Studio album by Colin Newman
- Released: 1981
- Studio: Scorpio, London, England
- Genre: Post-punk
- Language: English
- Label: Beggars Banquet, 4AD
- Producer: Colin Newman

Colin Newman chronology
| A-Z (1980) | Provisionally Entitled the Singing Fish (1981) | Not To (1982) |

= Provisionally Entitled the Singing Fish =

1981 album by Colin Newman

Provisionally Entitled the Singing Fish is the second studio album by Colin Newman, lead singer of post-punk band Wire. It was released in 1981, through record labels Beggars Banquet and 4AD.

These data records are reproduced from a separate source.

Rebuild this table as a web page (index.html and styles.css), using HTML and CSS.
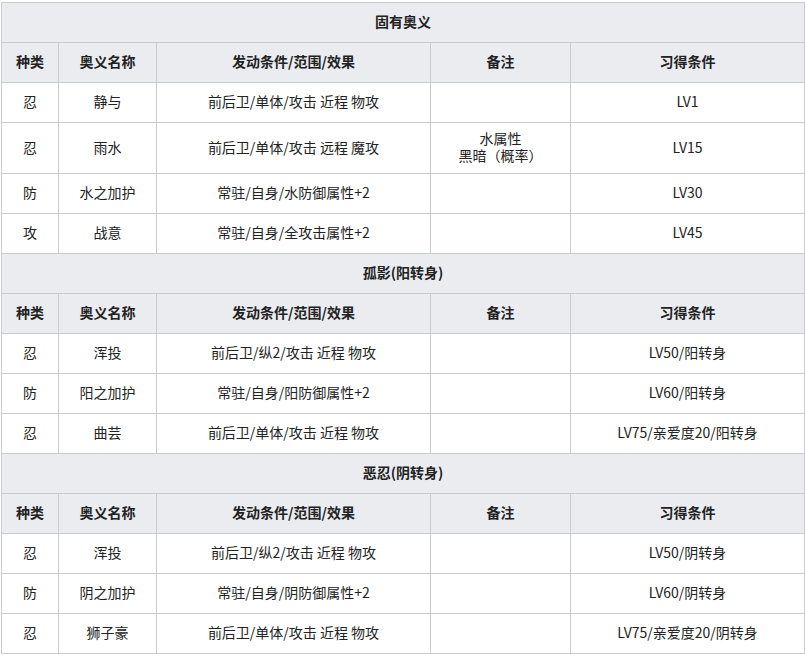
FILE: index.html
```html
<!DOCTYPE html>
<html lang="zh">
<head>
<meta charset="utf-8">
<link rel="stylesheet" href="styles.css">
</head>
<body>
<table class="wt">
<colgroup><col class="c1"><col class="c2"><col class="c3"><col class="c4"><col class="c5"></colgroup>
<tr><th colspan="5" class="sec">固有奥义</th></tr>
<tr><th>种类</th><th>奥义名称</th><th>发动条件/范围/效果</th><th>备注</th><th>习得条件</th></tr>
<tr><td>忍</td><td>静与</td><td>前后卫/单体/攻击 近程 物攻</td><td></td><td>LV1</td></tr>
<tr><td>忍</td><td>雨水</td><td>前后卫/单体/攻击 远程 魔攻</td><td><span class="ln">水属性</span><span class="ln">黑暗（概率）</span></td><td>LV15</td></tr>
<tr><td>防</td><td>水之加护</td><td>常驻/自身/水防御属性+2</td><td></td><td>LV30</td></tr>
<tr><td>攻</td><td>战意</td><td>常驻/自身/全攻击属性+2</td><td></td><td>LV45</td></tr>
<tr><th colspan="5" class="sec">孤影(阳转身)</th></tr>
<tr><th>种类</th><th>奥义名称</th><th>发动条件/范围/效果</th><th>备注</th><th>习得条件</th></tr>
<tr><td>忍</td><td>浑投</td><td>前后卫/纵2/攻击 近程 物攻</td><td></td><td>LV50/阳转身</td></tr>
<tr><td>防</td><td>阳之加护</td><td>常驻/自身/阳防御属性+2</td><td></td><td>LV60/阳转身</td></tr>
<tr><td>忍</td><td>曲芸</td><td>前后卫/单体/攻击 近程 物攻</td><td></td><td>LV75/亲爱度20/阳转身</td></tr>
<tr><th colspan="5" class="sec">恶忍(阴转身)</th></tr>
<tr><th>种类</th><th>奥义名称</th><th>发动条件/范围/效果</th><th>备注</th><th>习得条件</th></tr>
<tr><td>忍</td><td>浑投</td><td>前后卫/纵2/攻击 近程 物攻</td><td></td><td>LV50/阴转身</td></tr>
<tr><td>防</td><td>阴之加护</td><td>常驻/自身/阴防御属性+2</td><td></td><td>LV60/阴转身</td></tr>
<tr><td>忍</td><td>狮子豪</td><td>前后卫/单体/攻击 近程 物攻</td><td></td><td>LV75/亲爱度20/阴转身</td></tr>
</table>
</body>
</html>
```
FILE: styles.css
```css
html, body { margin: 0; padding: 0; background: #fff; }
body { font-family: "Noto Sans CJK SC", "Noto Sans", sans-serif; font-size: 14px; color: #222; }
.wt {
  border-collapse: collapse;
  width: 803px;
  margin: 2px 0 0 1px;
  table-layout: fixed;
}
.c1 { width: 57px; }
.c2 { width: 98px; }
.c3 { width: 274px; }
.c4 { width: 140px; }
.c5 { width: 234px; }
.wt th, .wt td {
  border: 1px solid #c8ccd1;
  padding: 7px 6px 9px;
  height: 23px;
  line-height: 17px;
  text-align: center;
  vertical-align: middle;
}
.wt th { background: #eaecf0; font-weight: bold; }
.wt td { background: #fff; }
.ln { display: block; }
```
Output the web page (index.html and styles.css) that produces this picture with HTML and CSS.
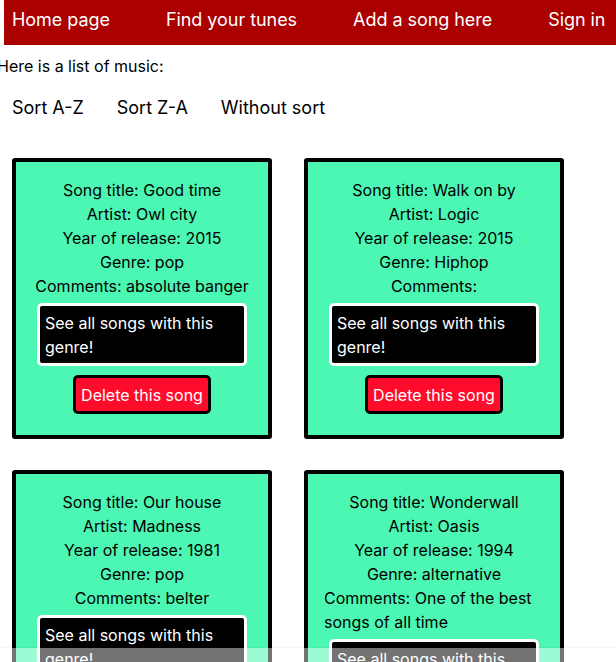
FILE: index.html
```html
<!DOCTYPE html>
<html>
<head>
<meta charset="utf-8">
<link rel="stylesheet" href="styles.css">
</head>
<body>
<nav class="topnav">
  <a class="nav-link">Home page</a>
  <a class="nav-link">Find your tunes</a>
  <a class="nav-link">Add a song here</a>
  <a class="nav-link">Sign in</a>
</nav>
<p class="intro">Here is a list of music:</p>
<div class="sorts">
  <button class="sort-btn">Sort A-Z</button>
  <button class="sort-btn">Sort Z-A</button>
  <button class="sort-btn">Without sort</button>
</div>
<div class="songs">
  <div class="card">
    <p class="line">Song title: Good time</p>
    <p class="line">Artist: Owl city</p>
    <p class="line">Year of release: 2015</p>
    <p class="line">Genre: pop</p>
    <p class="line">Comments: absolute banger</p>
    <button class="genre-btn">See all songs with this genre!</button>
    <button class="delete-btn">Delete this song</button>
  </div>
  <div class="card">
    <p class="line">Song title: Walk on by</p>
    <p class="line">Artist: Logic</p>
    <p class="line">Year of release: 2015</p>
    <p class="line">Genre: Hiphop</p>
    <p class="line">Comments: </p>
    <button class="genre-btn">See all songs with this genre!</button>
    <button class="delete-btn">Delete this song</button>
  </div>
  <div class="card">
    <p class="line">Song title: Our house</p>
    <p class="line">Artist: Madness</p>
    <p class="line">Year of release: 1981</p>
    <p class="line">Genre: pop</p>
    <p class="line">Comments: belter</p>
    <button class="genre-btn">See all songs with this genre!</button>
    <button class="delete-btn">Delete this song</button>
  </div>
  <div class="card">
    <p class="line">Song title: Wonderwall</p>
    <p class="line">Artist: Oasis</p>
    <p class="line">Year of release: 1994</p>
    <p class="line">Genre: alternative</p>
    <p class="line">Comments: One of the best songs of all time</p>
    <button class="genre-btn">See all songs with this genre!</button>
    <button class="delete-btn">Delete this song</button>
  </div>
</div>
<div class="bottom-fade"></div>
</body>
</html>
```

FILE: styles.css
```css
html, body {
  margin: 0;
  padding: 0;
  overflow: hidden;
}
body {
  font-family: Inter, "Noto Sans", sans-serif;
  font-size: 16px;
  line-height: 24px;
  color: #000;
  background: #fff;
}
.topnav {
  display: flex;
  gap: 56px;
  margin-left: 4px;
  height: 45px;
  padding: 0 8px;
  align-items: center;
  background: #aa0000;
}
.nav-link {
  color: #fff;
  font-size: 18px;
  line-height: 22px;
  letter-spacing: -0.05px;
  white-space: nowrap;
  margin-top: -5px;
}
.intro {
  margin: 9px 0 0 -3px;
}
.sorts {
  display: flex;
  gap: 33px;
  padding-left: 12px;
  margin-top: 19px;
}
.sort-btn {
  font-family: inherit;
  font-size: 18px;
  line-height: 22px;
  background: none;
  border: none;
  padding: 0;
  color: #000;
}
.songs {
  display: grid;
  grid-template-columns: 260px 260px;
  column-gap: 32px;
  row-gap: 31px;
  padding-left: 12px;
  margin-top: 39px;
}
.card {
  display: flex;
  flex-direction: column;
  align-items: center;
  background: #4bf7b3;
  border: 4px solid #000;
  border-radius: 3px;
  padding: 16px;
}
.line {
  margin: 0;
}
.genre-btn {
  width: 210px;
  margin-top: 5px;
  background: #000;
  color: #fff;
  border: 3px solid #fff;
  border-radius: 5px;
  padding: 5px 5px 4px;
  font-family: inherit;
  font-size: 16px;
  line-height: 24px;
  text-align: left;
}
.delete-btn {
  margin-top: 9px;
  margin-bottom: 5px;
  background: #ff0c2c;
  color: #fff;
  border: 3px solid #000;
  border-radius: 5px;
  padding: 5px 5px 4px;
  font-family: inherit;
  font-size: 16px;
  line-height: 24px;
}
.bottom-fade {
  position: fixed;
  left: 0;
  right: 0;
  bottom: 0;
  height: 14px;
  background: rgba(255, 255, 255, 0.45);
  box-shadow: 0 -1px 1px rgba(0, 0, 0, 0.04);
}
```
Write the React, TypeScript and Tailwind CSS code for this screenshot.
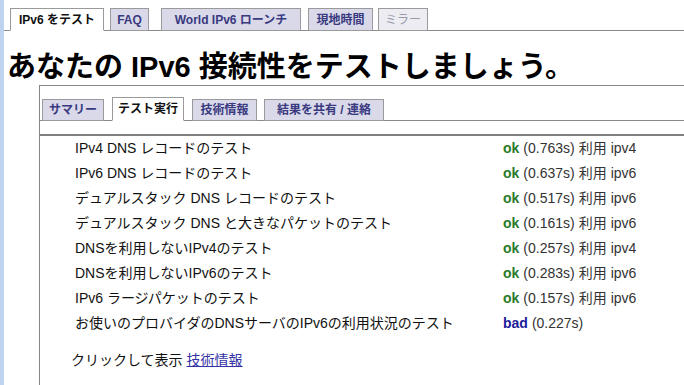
import React from 'react'

const font = { fontFamily: '"Liberation Sans", "Noto Sans CJK JP", sans-serif' }

const topTabs = [
  { label: 'IPv6 をテスト', cls: 'w-[94px] bg-white border-b-white text-[#111]' },
  { label: 'FAQ', cls: 'w-[39px] ml-[6px] bg-[#d9d9ea] text-[#3a3a80]' },
  { label: 'World IPv6 ローンチ', cls: 'w-[140px] ml-[12px] bg-[#d9d9ea] text-[#3a3a80]' },
  { label: '現地時間', cls: 'w-[65px] ml-[7px] bg-[#d9d9ea] text-[#3a3a80]' },
  { label: 'ミラー', cls: 'w-[50px] ml-[5px] bg-[#ececf2] text-[#9a9aa8] font-normal' },
]

const subTabs = [
  { label: 'サマリー', cls: 'w-[62px] h-[22px] bg-[#d9d9ea] text-[#3a3a80]' },
  { label: 'テスト実行', cls: 'w-[72px] h-[24px] ml-[8px] bg-white border-b-white text-[#111]' },
  { label: '技術情報', cls: 'w-[65px] h-[22px] ml-[8px] bg-[#d9d9ea] text-[#3a3a80]' },
  { label: '結果を共有 / 連絡', cls: 'w-[120px] h-[22px] ml-[7px] bg-[#d9d9ea] text-[#3a3a80]' },
]

const results = [
  { name: 'IPv4 DNS レコードのテスト', status: 'ok', time: '0.763s', via: 'ipv4' },
  { name: 'IPv6 DNS レコードのテスト', status: 'ok', time: '0.637s', via: 'ipv6' },
  { name: 'デュアルスタック DNS レコードのテスト', status: 'ok', time: '0.517s', via: 'ipv6' },
  { name: 'デュアルスタック DNS と大きなパケットのテスト', status: 'ok', time: '0.161s', via: 'ipv6' },
  { name: 'DNSを利用しないIPv4のテスト', status: 'ok', time: '0.257s', via: 'ipv4' },
  { name: 'DNSを利用しないIPv6のテスト', status: 'ok', time: '0.283s', via: 'ipv6' },
  { name: 'IPv6 ラージパケットのテスト', status: 'ok', time: '0.157s', via: 'ipv6' },
  { name: 'お使いのプロバイダのDNSサーバのIPv6の利用状況のテスト', status: 'bad', time: '0.227s', via: '' },
]

export default function App() {
  return (
    <div className="flex h-[385px] w-full overflow-hidden bg-white" style={font}>
      {/* left edge strip */}
      <div className="w-[4px] shrink-0 bg-[#bed3ef]" />

      <div className="flex min-w-0 flex-1 flex-col">
        {/* Top tabs */}
        <div className="flex h-[31px] shrink-0 items-end border-b border-[#8a8a8a] pl-[6px]">
          {topTabs.map((t) => (
            <div
              key={t.label}
              className={`-mb-px flex h-[23px] items-center justify-center whitespace-nowrap border border-[#9a9a9a] text-[12px] font-bold ${t.cls}`}
            >
              {t.label}
            </div>
          ))}
        </div>

        <h1 className="mt-[18px] h-[36px] shrink-0 whitespace-nowrap pl-[3px] text-[29px] font-bold leading-[36px] text-black">
          あなたの IPv6 接続性をテストしましょう。
        </h1>

        {/* Panel */}
        <div className="ml-[35px] flex flex-1 flex-col border-l border-t border-[#888]">
          <div className="flex h-[35px] shrink-0 items-end border-b border-[#8a8a8a] pl-[2px]">
            {subTabs.map((t) => (
              <div
                key={t.label}
                className={`-mb-px flex items-center justify-center whitespace-nowrap border border-[#9a9a9a] text-[12px] font-bold ${t.cls}`}
              >
                {t.label}
              </div>
            ))}
          </div>
          <div className="h-[13px] shrink-0" />
          <div className="flex-1 border-t-2 border-[#808080]">
            <div className="grid grid-cols-[428px_1fr] pl-[35px] text-[14px] text-[#111]">
              {results.map((r) => (
                <React.Fragment key={r.name}>
                  <div className="flex h-[25px] items-center whitespace-nowrap">{r.name}</div>
                  <div className="flex h-[25px] items-center whitespace-nowrap text-[#333]">
                    <span className={`font-bold ${r.status === 'ok' ? 'text-[#2b7a2b]' : 'text-[#1c1c9a]'}`}>
                      {r.status}
                    </span>
                    <span className="ml-[4px]">({r.time})</span>
                    {r.via && <span className="ml-[4px]">利用 {r.via}</span>}
                  </div>
                </React.Fragment>
              ))}
            </div>
            <div className="mt-[12px] h-[25px] pl-[31px] text-[14px] leading-[25px] text-[#111]">
              クリックして表示 <a className="text-[#3333a6] underline">技術情報</a>
            </div>
          </div>
        </div>
      </div>
    </div>
  )
}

The album is entirely instrumental, with each song titled simply "Fish One," "Fish Two," and so on. Newman took inspiration in part from the experimental work of Newman's Wire bandmates Bruce Gilbert and Graham Lewis as Dome, and from Brian Eno's ambient work. It marked a break from his partnership with producer Mike Thorne over disagreements about pursuing a more commercial, chart-friendly sound.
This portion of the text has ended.